The Arabians used geometry, although they added little to its advancement. Geometry had reached at this period an advanced stage of progress in the problems of Euclid. It was to the honor of the Arabians that they were the first of any of the Western peoples to translate Euclid and use it, for it was not until the sixteenth century that it was freely translated into the modern languages.

But in trigonometry the Arabians, by the introduction of the use of the sine, or half-chord, of the double arc in the place of the arc itself, made great advancement, especially in the calculations of surveying and astronomy.
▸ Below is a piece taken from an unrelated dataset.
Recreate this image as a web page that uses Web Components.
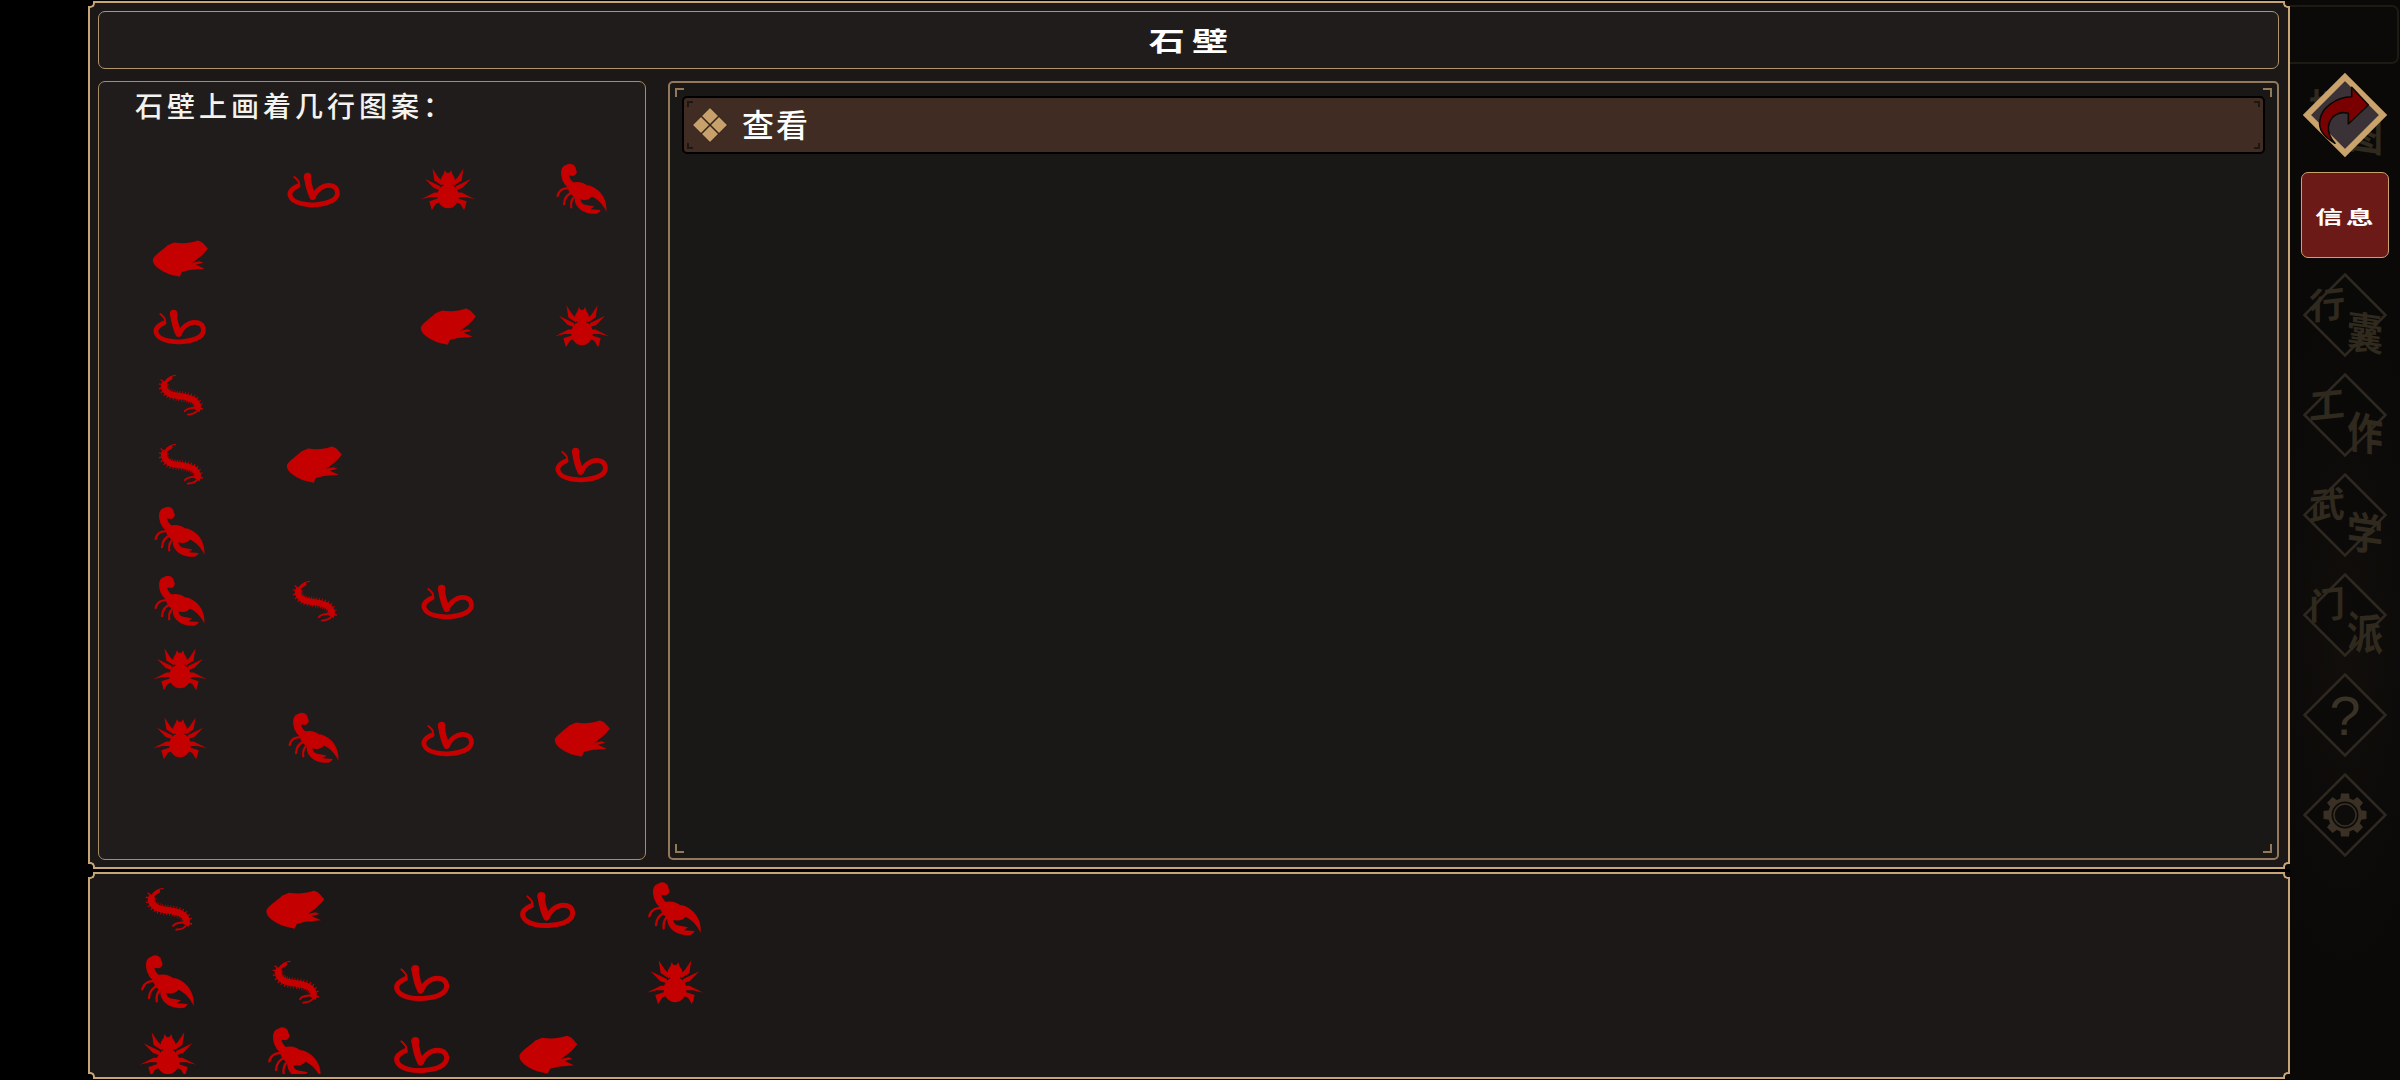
<!DOCTYPE html>
<html lang="zh">
<head>
<meta charset="utf-8">
<title>石壁</title>
<style>
html,body{margin:0;padding:0;background:#000;width:2400px;height:1080px;overflow:hidden}
body{font-family:"Noto Sans CJK SC","Noto Sans",sans-serif;color:#fff}
</style>
</head>
<body>
<stone-app>
  <game-frame style="height:868px;margin-top:1px">
    <title-bar>石壁</title-bar>
    <div style="display:flex;gap:22px;flex:1;min-height:0">
      <mural-panel>
        <span slot="caption">石壁上画着几行图案：</span>
        <glyph-grid cols="4" cell="134" row="68.6" size="76" items="- snake spider scorpion frog - - - snake - frog spider centipede - - - centipede frog - snake scorpion - - - scorpion centipede snake - spider - - - spider scorpion snake frog"></glyph-grid>
      </mural-panel>
      <action-panel>
        <action-row>查看</action-row>
      </action-panel>
    </div>
  </game-frame>
  <game-frame slot="lower" tight style="height:207px;margin-top:3px">
    <glyph-grid style="margin-top:-1px" cols="5" cell="126.7" row="72.5" size="80" items="centipede frog - snake scorpion scorpion centipede snake - spider spider scorpion snake frog -"></glyph-grid>
  </game-frame>
  <side-bar slot="side">
    <side-slot a="地" b="图" kind="back"></side-slot>
    <info-tile>信息</info-tile>
    <side-slot a="行" b="囊"></side-slot>
    <side-slot a="工" b="作"></side-slot>
    <side-slot a="武" b="学"></side-slot>
    <side-slot a="门" b="派"></side-slot>
    <side-slot kind="help"></side-slot>
    <side-slot kind="gear"></side-slot>
  </side-bar>
</stone-app>
<script>
function def(name, html){
  const C = class extends HTMLElement{
    constructor(){super();this.attachShadow({mode:'open'}).innerHTML = typeof html==='function'?html(this):html;}
  };
  customElements.define(name,C);
}
const TAN='#c6a676';

def('stone-app',`<style>
:host{display:flex;width:2400px;height:1080px;background:#000}
.l{width:88px;flex:none;background:#000}
.m{width:2202px;flex:none;display:flex;flex-direction:column}
.s{flex:1;min-width:0}
</style>
<div class="l"></div>
<div class="m"><slot></slot><slot name="lower"></slot></div>
<div class="s"><slot name="side"></slot></div>`);

def('game-frame',`<style>
:host{display:flex;flex-direction:column;box-sizing:border-box;border:2px solid ${TAN};background:#1b1817;padding:8px 9px 7px 8px;gap:12px;position:relative}
:host([tight]){padding:0 0 3px 15px;background:#1b1817}
i{position:absolute;width:7px;height:7px;background:#0a0908;box-sizing:border-box;border:0 solid ${TAN}}
.tl{left:-2px;top:-2px;border-width:0 2px 2px 0;border-bottom-right-radius:5px;background:#000}
.tr{right:-2px;top:-2px;border-width:0 0 2px 2px;border-bottom-left-radius:5px}
.bl{left:-2px;bottom:-2px;border-width:2px 2px 0 0;border-top-right-radius:5px;background:#000}
.br{right:-2px;bottom:-2px;border-width:2px 0 0 2px;border-top-left-radius:5px}
</style><slot></slot><i class="tl"></i><i class="tr"></i><i class="bl"></i><i class="br"></i>`);

def('title-bar',`<style>
:host{display:flex;align-items:center;justify-content:center;flex:none;box-sizing:border-box;height:58px;border:1.5px solid #b0946a;border-radius:7px;background:#1f1c1b;font:700 30px "Noto Sans CJK SC",sans-serif;color:#fff}
span{display:inline-block;letter-spacing:6px;margin-right:-6px;transform:scale(1.2,.88)}
</style><span><slot></slot></span>`);

def('mural-panel',`<style>
:host{display:block;box-sizing:border-box;width:548px;flex:none;border:1.5px solid #a88c62;border-radius:7px;background:#1f1c1b;padding:4px 0 0 14px;overflow:hidden}
.c{height:38px;margin:0 0 31px 22px;font:500 28px/38px "Noto Sans CJK SC",sans-serif;letter-spacing:4px;color:#f4f2ee}
</style><div class="c"><slot name="caption"></slot></div><slot></slot>`);

def('action-panel',`<style>
:host{display:block;box-sizing:border-box;flex:1;min-width:0;border:2px solid #93785a;border-radius:5px;background:#1a1817;padding:13px 12px;position:relative}
i{position:absolute;width:9px;height:9px;box-sizing:border-box;border:0 solid #93785a}
.a{left:5px;top:5px;border-width:2px 0 0 2px}.b{right:5px;top:5px;border-width:2px 2px 0 0}
.c{left:5px;bottom:5px;border-width:0 0 2px 2px}.d{right:5px;bottom:5px;border-width:0 2px 2px 0}
</style><slot></slot><i class="a"></i><i class="b"></i><i class="c"></i><i class="d"></i>`);

def('action-row',`<style>
:host{display:flex;align-items:center;box-sizing:border-box;height:58px;border:2px solid #000;border-radius:5px;background:#402c22;padding-left:8px;gap:14px;position:relative;font:500 32px "Noto Sans CJK SC",sans-serif;letter-spacing:2px;color:#fff}
svg{flex:none;display:block}
span{position:relative;top:-2px}
i{position:absolute;width:6px;height:6px;box-sizing:border-box;border:0 solid #1e1611}
.a{left:3px;top:3px;border-width:2px 0 0 2px}.b{right:3px;top:3px;border-width:2px 2px 0 0}
.c{left:3px;bottom:3px;border-width:0 0 2px 2px}.d{right:3px;bottom:3px;border-width:0 2px 2px 0}
</style>
<svg width="36" height="36" viewBox="-18 -18 36 36"><g fill="#c8a06c" stroke="#120d0a" stroke-width=".8"><path d="M0 -17.5L8.5 -9L0 -.5L-8.5 -9Z"/><path d="M0 17.5L8.5 9L0 .5L-8.5 9Z"/><path d="M-17.5 0L-9 -8.5L-.5 0L-9 8.5Z"/><path d="M17.5 0L9 -8.5L.5 0L9 8.5Z"/></g></svg>
<span><slot></slot></span><i class="a"></i><i class="b"></i><i class="c"></i><i class="d"></i>`);

const R='#c40000';
const SHAPES={
 snake:`<g transform="translate(-116 -100)" fill="none" stroke="${R}" stroke-linecap="round"><path stroke-width="6" d="M54 62C64 72 74 78 66 90"/><path stroke-width="15" d="M66 90C48 98 36 108 41 122C50 147 95 152 125 149C165 146 192 132 190 110C188 90 165 84 146 92C132 98 124 106 118 118"/><path stroke-width="21" d="M95 64C98 84 102 105 112 124"/><circle cx="96" cy="61" r="12" fill="${R}" stroke="none"/></g>`,
 spider:`<g fill="${R}"><g transform="translate(-105 -95)"><ellipse cx="105" cy="118" rx="34" ry="38"/><circle cx="105" cy="66" r="22"/><path d="M88 58L95 36L105 50L115 36L122 58Z"/><path d="M56 30L76 60L92 74L86 84L62 68Z"/><path d="M32 63L80 86L84 100L60 92Z"/><path d="M20 127L62 106L82 106L78 120L50 120Z"/><path d="M54 162L46 134L76 124L84 134L66 142Z"/><path d="M154 30L134 60L118 74L124 84L148 68Z"/><path d="M178 63L130 86L126 100L150 92Z"/><path d="M190 127L148 106L128 106L132 120L160 120Z"/><path d="M156 162L164 134L134 124L126 134L144 142Z"/></g></g>`,
 scorpion:`<g transform="translate(-499 -102)" fill="none" stroke="${R}" stroke-linecap="round"><path stroke-width="24" d="M470 48C455 32 443 34 445 56C447 74 458 88 474 98"/><circle cx="461" cy="41" r="19" fill="${R}" stroke="none"/><ellipse cx="494" cy="108" rx="40" ry="26" transform="rotate(22 494 108)" fill="${R}" stroke="none"/><path fill="${R}" stroke="none" d="M518 90C552 98 580 130 576 174C566 152 548 128 510 118Z"/><path fill="${R}" stroke="none" d="M476 126C472 160 505 184 545 180C551 178 557 172 558 168L526 166L538 157L506 151C496 147 494 138 492 126Z"/><path stroke-width="7" d="M466 100C442 96 426 106 422 124M470 112C452 118 443 134 442 150M482 120C467 130 463 145 465 160M495 125C488 134 486 142 487 150"/></g>`,
 frog:`<g transform="translate(-484 -85)"><path fill="${R}" d="M398 90C403 75 430 60 445 45L466 36C490 40 515 39 540 30C556 33 561 44 572 55C561 71 546 85 522 100L546 95L558 100L534 106L562 119L515 123L490 129L483 144L449 136C424 126 398 111 398 90Z"/></g>`,
 centipede:`<g transform="translate(-97 -85)" fill="none" stroke="${R}" stroke-linecap="round"><path stroke-width="4" d="M82 23C68 25 60 31 55 38"/><path stroke-width="11" d="M68 32C54 38 47 50 49 60"/><path stroke-width="32" stroke-dasharray="2.5 6" stroke-linecap="butt" d="M50 44C40 58 48 72 62 80C82 92 125 86 145 105C154 116 156 124 152 130"/><path stroke-width="20" stroke-linecap="butt" d="M50 46C42 58 48 72 62 80C82 92 125 86 145 105C154 116 156 124 150 134"/><path stroke-width="6" d="M150 126C135 124 118 128 112 136M150 136C142 146 132 146 122 147"/></g>`
};
def('rock-glyph',el=>{
  const t=el.getAttribute('type'),s=+el.getAttribute('size')||80;
  return `<style>:host{display:block;width:${s}px;height:${s}px}svg{display:block;overflow:visible}</style><svg width="${s}" height="${s}" viewBox="-120 -120 240 240">${SHAPES[t]||''}</svg>`;
});

def('glyph-grid',el=>{
  const c=el.getAttribute('cols'),w=el.getAttribute('cell'),r=el.getAttribute('row'),s=el.getAttribute('size');
  const cells=el.getAttribute('items').split(/\s+/).map(t=>`<div>${t==='-'?'':`<rock-glyph type="${t}" size="${s}"></rock-glyph>`}</div>`).join('');
  return `<style>:host{display:grid;grid-template-columns:repeat(${c},${w}px);grid-auto-rows:${r}px;overflow:hidden;flex:1;min-height:0}
  div{display:flex;align-items:center;justify-content:center;min-width:0;min-height:0}</style>${cells}`;
});

def('side-bar',`<style>
:host{display:flex;flex-direction:column;height:1080px;background:radial-gradient(ellipse 120px 420px at 50% 640px,#110e0b,#0a0908 80%);box-sizing:border-box;padding-top:5px}
.top{height:59px;flex:none;box-sizing:border-box;border:2px solid #1e1a14;border-left:0;border-radius:0 7px 7px 0;background:#0b0a09;margin:0 1px 1px 0}
</style><div class="top"></div><slot></slot>`);

def('info-tile',`<style>
:host{display:flex;align-items:center;justify-content:center;box-sizing:border-box;width:88px;height:86px;margin:7px 0 7px 11px;flex:none;background:#6b1a17;border:1.5px solid #c9a26c;border-radius:7px;font:700 26px "Noto Sans CJK SC",sans-serif;color:#fff}
span{display:inline-block;letter-spacing:3px;margin-right:-3px;transform:scale(1.06,.72)}
</style><span><slot></slot></span>`);

def('side-slot',el=>{
  const k=el.getAttribute('kind')||'',a=el.getAttribute('a')||'',b=el.getAttribute('b')||'';
  const back=k==='back';
  const dia=back
   ?`<polygon points="55,17 93,55 55,93 17,55" fill="#3a3236" stroke="#c9a26c" stroke-width="6"/>`
   :`<polygon points="55,14.5 95.5,55 55,95.5 14.5,55" fill="#0a0908" fill-opacity=".55" stroke="#2e2820" stroke-width="2.5"/>`;
  const arrow=back?`<svg class="ov" width="110" height="100" viewBox="0 0 110 100"><path d="M61.7 22.3L78.3 40L58.3 59L58.3 48.3C50 46 40 50 38.3 62C38 68 41 74 45 78.3C34 72 28 64 30 55C31 44 45 32 61.7 31.7Z" fill="#7a0000" stroke="#0c0808" stroke-width="1.6" stroke-linejoin="round"/></svg>`:'';
  let gear='';
  if(k==='gear'){
    let teeth='';for(let i=0;i<8;i++)teeth+=`<path d="M49.5 40L51 28.5H59L60.5 40Z" fill="#3a3024" transform="rotate(${i*45} 55 50)"/>`;
    gear=`<svg class="ov" width="110" height="100" viewBox="0 0 110 100">${teeth}<circle cx="55" cy="50" r="17" fill="#3a3024"/><circle cx="55" cy="50" r="13.5" fill="#0e0c0a"/><circle cx="55" cy="50" r="11" fill="#0e0c0a" stroke="#3a3024" stroke-width="1.5"/></svg>`;
  }
  return `<style>
  :host{display:block;position:relative;height:100px;flex:none}
  svg{position:absolute;left:0;top:0;display:block}
  .d{width:110px;height:110px;top:-5px}
  .ov{width:110px;height:100px}
  b{position:absolute;font:700 36px/40px "Noto Sans CJK SC",sans-serif;color:#30291e;width:40px;text-align:center}
  .a{left:17px;top:17px;transform:skewY(-6deg)}
  .b{left:55px;top:45px;transform:skewY(8deg) scale(1,1.22)}
  .q{position:absolute;left:0;top:0;width:110px;height:100px;display:flex;align-items:center;justify-content:center;font:400 56px "Liberation Sans",sans-serif;color:#3a3226}
  </style>
  ${a&&back?`<b class="a">${a}</b><b class="b">${b}</b>`:''}
  <svg class="d" viewBox="0 0 110 110">${dia}</svg>
  ${a&&!back?`<b class="a">${a}</b><b class="b">${b}</b>`:''}
  ${arrow}${gear}
  ${k==='help'?'<div class="q">?</div>':''}`;
});
</script>
</body>
</html>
In the universities and colleges of Spain under Arabian dominion we find, then, that students had an opportunity of mastering nearly all of the useful elementary mathematics. Great attention was paid to the study of astronomy. Here, as before, they used the Greek knowledge, but they advanced the study of the science greatly by the introduction of instruments, such as those for measuring time by the movement of the pendulum and the measurement of the heavenly bodies by the astrolabe.

Likewise they employed the word "azimuth" and many other terms which show a more definite knowledge of the relation of the heavenly bodies. They were enabled, also, to measure approximately a degree of latitude. They knew that the earth was of spheroid form. But we find astrology accompanying all this knowledge of astronomy. While the exact knowledge of the heavenly bodies had been developed to a certain degree, the science of star influence, or astrology, was cultivated to a still greater extent. Thus they sought to show the control of mind forces on earth, and, indeed, of all natural forces by the heavenly bodies. This placed mystical lore in the front rank of their philosophical speculations.